= GOAL =
Take from the listing each line that has the string "this".

— START OF ITEMS —

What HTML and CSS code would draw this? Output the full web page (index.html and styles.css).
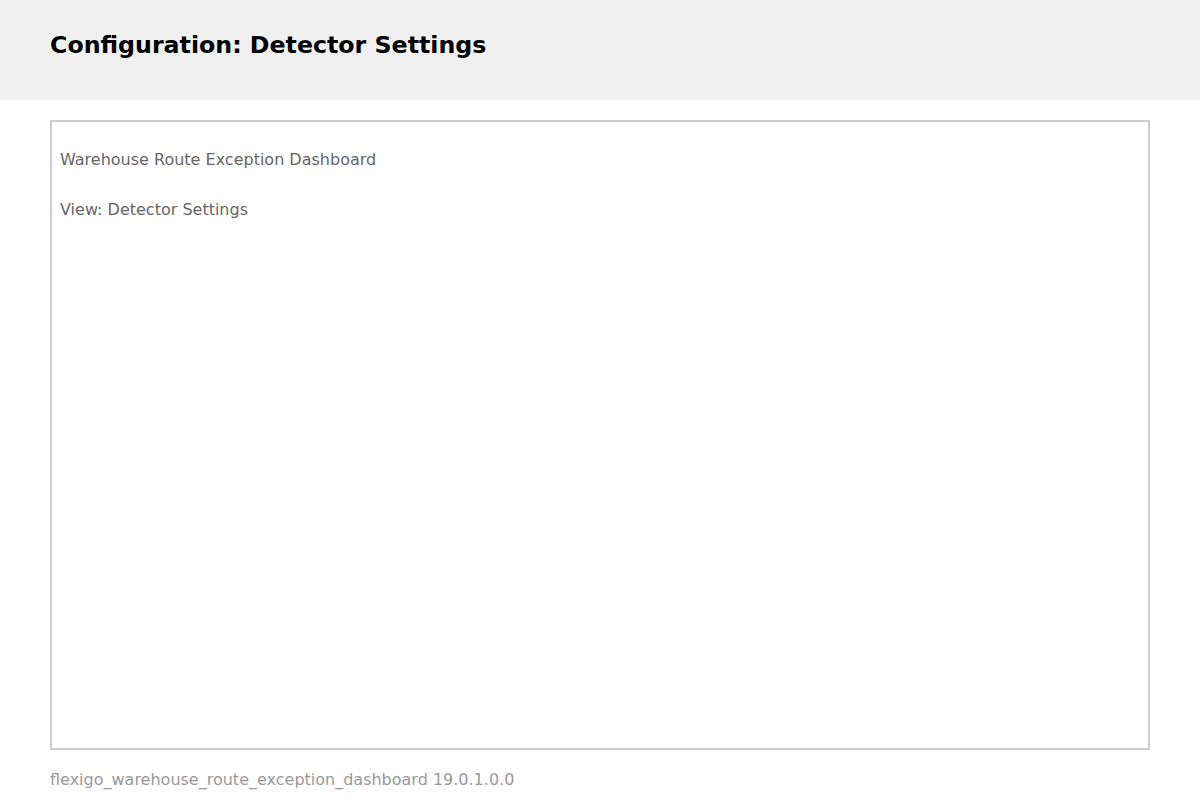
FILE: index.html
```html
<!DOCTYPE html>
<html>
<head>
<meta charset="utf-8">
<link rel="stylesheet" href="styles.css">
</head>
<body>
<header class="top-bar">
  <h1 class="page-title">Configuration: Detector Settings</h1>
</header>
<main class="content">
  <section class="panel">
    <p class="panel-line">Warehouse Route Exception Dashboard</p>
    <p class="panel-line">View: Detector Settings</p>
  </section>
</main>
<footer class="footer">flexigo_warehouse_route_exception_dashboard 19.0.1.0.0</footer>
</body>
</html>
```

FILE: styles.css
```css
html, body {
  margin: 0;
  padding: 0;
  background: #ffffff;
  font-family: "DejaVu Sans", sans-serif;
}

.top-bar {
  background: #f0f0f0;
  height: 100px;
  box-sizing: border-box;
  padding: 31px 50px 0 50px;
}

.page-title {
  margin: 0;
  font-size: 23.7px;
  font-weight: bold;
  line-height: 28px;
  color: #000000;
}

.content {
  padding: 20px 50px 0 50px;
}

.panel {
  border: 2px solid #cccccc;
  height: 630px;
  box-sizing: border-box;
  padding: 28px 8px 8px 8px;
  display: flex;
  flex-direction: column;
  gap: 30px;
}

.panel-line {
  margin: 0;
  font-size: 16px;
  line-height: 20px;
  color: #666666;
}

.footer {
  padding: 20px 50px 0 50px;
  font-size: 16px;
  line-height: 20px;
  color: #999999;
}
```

— END OF ITEMS —
— START OF ITEMS —

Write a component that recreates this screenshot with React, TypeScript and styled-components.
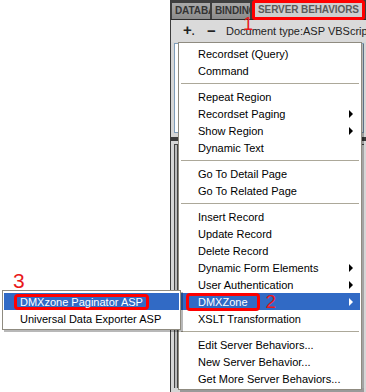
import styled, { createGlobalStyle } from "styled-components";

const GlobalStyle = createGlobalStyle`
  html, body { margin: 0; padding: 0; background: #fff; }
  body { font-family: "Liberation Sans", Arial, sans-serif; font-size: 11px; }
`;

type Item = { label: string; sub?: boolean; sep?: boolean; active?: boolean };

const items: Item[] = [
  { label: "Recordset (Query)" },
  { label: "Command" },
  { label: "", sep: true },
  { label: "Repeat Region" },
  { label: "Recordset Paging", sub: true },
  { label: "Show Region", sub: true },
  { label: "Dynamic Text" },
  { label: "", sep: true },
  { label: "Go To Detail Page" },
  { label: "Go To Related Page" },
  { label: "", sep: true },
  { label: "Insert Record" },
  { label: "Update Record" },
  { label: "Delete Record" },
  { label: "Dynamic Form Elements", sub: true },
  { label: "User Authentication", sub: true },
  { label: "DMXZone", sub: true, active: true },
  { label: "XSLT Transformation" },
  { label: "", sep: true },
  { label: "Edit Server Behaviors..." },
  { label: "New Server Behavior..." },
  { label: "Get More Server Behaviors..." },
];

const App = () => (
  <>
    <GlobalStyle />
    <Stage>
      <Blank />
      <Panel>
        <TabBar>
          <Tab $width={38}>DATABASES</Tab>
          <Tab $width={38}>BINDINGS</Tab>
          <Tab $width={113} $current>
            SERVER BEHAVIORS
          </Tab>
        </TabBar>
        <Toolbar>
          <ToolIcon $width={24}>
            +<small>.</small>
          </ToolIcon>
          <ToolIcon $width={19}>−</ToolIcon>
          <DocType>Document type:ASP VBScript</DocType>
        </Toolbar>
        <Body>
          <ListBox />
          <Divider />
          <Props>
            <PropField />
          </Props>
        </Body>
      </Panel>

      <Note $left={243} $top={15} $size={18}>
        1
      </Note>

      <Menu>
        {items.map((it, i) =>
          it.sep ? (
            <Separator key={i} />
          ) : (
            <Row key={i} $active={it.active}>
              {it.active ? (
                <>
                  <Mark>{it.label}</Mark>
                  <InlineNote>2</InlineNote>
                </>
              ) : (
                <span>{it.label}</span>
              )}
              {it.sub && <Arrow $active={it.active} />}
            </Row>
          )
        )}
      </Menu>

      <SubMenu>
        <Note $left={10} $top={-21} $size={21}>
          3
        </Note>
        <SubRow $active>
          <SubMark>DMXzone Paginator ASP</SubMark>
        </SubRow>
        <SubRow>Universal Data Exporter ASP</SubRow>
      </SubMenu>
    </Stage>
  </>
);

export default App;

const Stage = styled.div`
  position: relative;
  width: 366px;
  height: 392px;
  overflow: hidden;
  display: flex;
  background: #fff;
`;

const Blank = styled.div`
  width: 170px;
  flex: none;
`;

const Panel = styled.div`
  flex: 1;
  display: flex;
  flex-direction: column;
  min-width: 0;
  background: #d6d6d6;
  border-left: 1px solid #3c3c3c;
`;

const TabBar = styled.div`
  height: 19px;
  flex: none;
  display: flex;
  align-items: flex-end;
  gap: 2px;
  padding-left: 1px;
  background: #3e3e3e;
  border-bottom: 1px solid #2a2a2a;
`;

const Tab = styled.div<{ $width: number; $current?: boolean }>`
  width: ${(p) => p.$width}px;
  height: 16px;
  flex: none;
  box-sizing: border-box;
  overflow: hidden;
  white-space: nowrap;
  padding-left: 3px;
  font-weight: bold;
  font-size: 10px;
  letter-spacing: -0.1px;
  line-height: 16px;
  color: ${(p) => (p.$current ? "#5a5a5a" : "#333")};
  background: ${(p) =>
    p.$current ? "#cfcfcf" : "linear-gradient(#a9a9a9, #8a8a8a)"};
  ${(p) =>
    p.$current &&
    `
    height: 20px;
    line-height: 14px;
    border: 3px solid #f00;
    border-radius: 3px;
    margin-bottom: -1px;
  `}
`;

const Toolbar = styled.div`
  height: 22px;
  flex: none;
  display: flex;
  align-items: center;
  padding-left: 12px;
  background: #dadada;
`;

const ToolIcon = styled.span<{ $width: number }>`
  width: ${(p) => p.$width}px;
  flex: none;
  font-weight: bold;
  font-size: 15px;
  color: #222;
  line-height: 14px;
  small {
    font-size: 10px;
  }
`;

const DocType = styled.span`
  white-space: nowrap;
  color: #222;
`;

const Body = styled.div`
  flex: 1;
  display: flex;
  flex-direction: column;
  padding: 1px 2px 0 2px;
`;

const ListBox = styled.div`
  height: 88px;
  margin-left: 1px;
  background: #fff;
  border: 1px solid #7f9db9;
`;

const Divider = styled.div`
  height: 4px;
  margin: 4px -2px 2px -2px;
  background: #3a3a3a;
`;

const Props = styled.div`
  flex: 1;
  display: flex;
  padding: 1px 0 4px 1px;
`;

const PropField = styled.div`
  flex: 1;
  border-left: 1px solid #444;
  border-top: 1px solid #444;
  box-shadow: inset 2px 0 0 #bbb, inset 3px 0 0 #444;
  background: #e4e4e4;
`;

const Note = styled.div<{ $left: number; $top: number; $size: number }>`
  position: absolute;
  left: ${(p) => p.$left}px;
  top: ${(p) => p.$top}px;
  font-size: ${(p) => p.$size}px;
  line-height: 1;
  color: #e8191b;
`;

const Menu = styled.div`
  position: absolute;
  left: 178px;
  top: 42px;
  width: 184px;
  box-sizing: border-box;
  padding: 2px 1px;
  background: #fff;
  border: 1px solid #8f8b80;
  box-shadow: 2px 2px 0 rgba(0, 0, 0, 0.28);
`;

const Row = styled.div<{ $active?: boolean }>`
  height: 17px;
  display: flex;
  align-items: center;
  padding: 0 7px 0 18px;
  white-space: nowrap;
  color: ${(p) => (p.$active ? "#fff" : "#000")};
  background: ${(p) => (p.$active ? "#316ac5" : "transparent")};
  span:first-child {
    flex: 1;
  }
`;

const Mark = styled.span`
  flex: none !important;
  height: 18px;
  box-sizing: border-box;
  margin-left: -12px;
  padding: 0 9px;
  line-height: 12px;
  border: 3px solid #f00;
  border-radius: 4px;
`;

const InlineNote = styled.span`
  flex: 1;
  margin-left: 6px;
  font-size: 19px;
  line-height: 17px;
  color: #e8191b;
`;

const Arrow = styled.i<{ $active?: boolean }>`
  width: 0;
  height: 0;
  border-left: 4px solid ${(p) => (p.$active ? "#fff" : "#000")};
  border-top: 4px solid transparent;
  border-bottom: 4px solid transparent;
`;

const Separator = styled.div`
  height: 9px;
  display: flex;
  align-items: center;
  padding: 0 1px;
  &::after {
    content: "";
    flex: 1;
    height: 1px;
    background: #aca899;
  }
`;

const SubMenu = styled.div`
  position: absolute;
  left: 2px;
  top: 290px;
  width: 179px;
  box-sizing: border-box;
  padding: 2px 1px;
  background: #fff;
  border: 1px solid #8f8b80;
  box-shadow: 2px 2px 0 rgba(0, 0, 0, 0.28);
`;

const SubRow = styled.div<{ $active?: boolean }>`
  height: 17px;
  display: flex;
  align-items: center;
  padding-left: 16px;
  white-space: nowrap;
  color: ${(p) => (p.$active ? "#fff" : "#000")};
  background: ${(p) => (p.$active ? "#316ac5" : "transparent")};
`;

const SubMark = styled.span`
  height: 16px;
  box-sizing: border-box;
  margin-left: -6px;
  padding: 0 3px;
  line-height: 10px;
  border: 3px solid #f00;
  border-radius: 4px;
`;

— END OF ITEMS —

= TASK RESPONSE =
What HTML and CSS code would draw this? Output the full web page (index.html and styles.css).
Write a component that recreates this screenshot with React, TypeScript and styled-components.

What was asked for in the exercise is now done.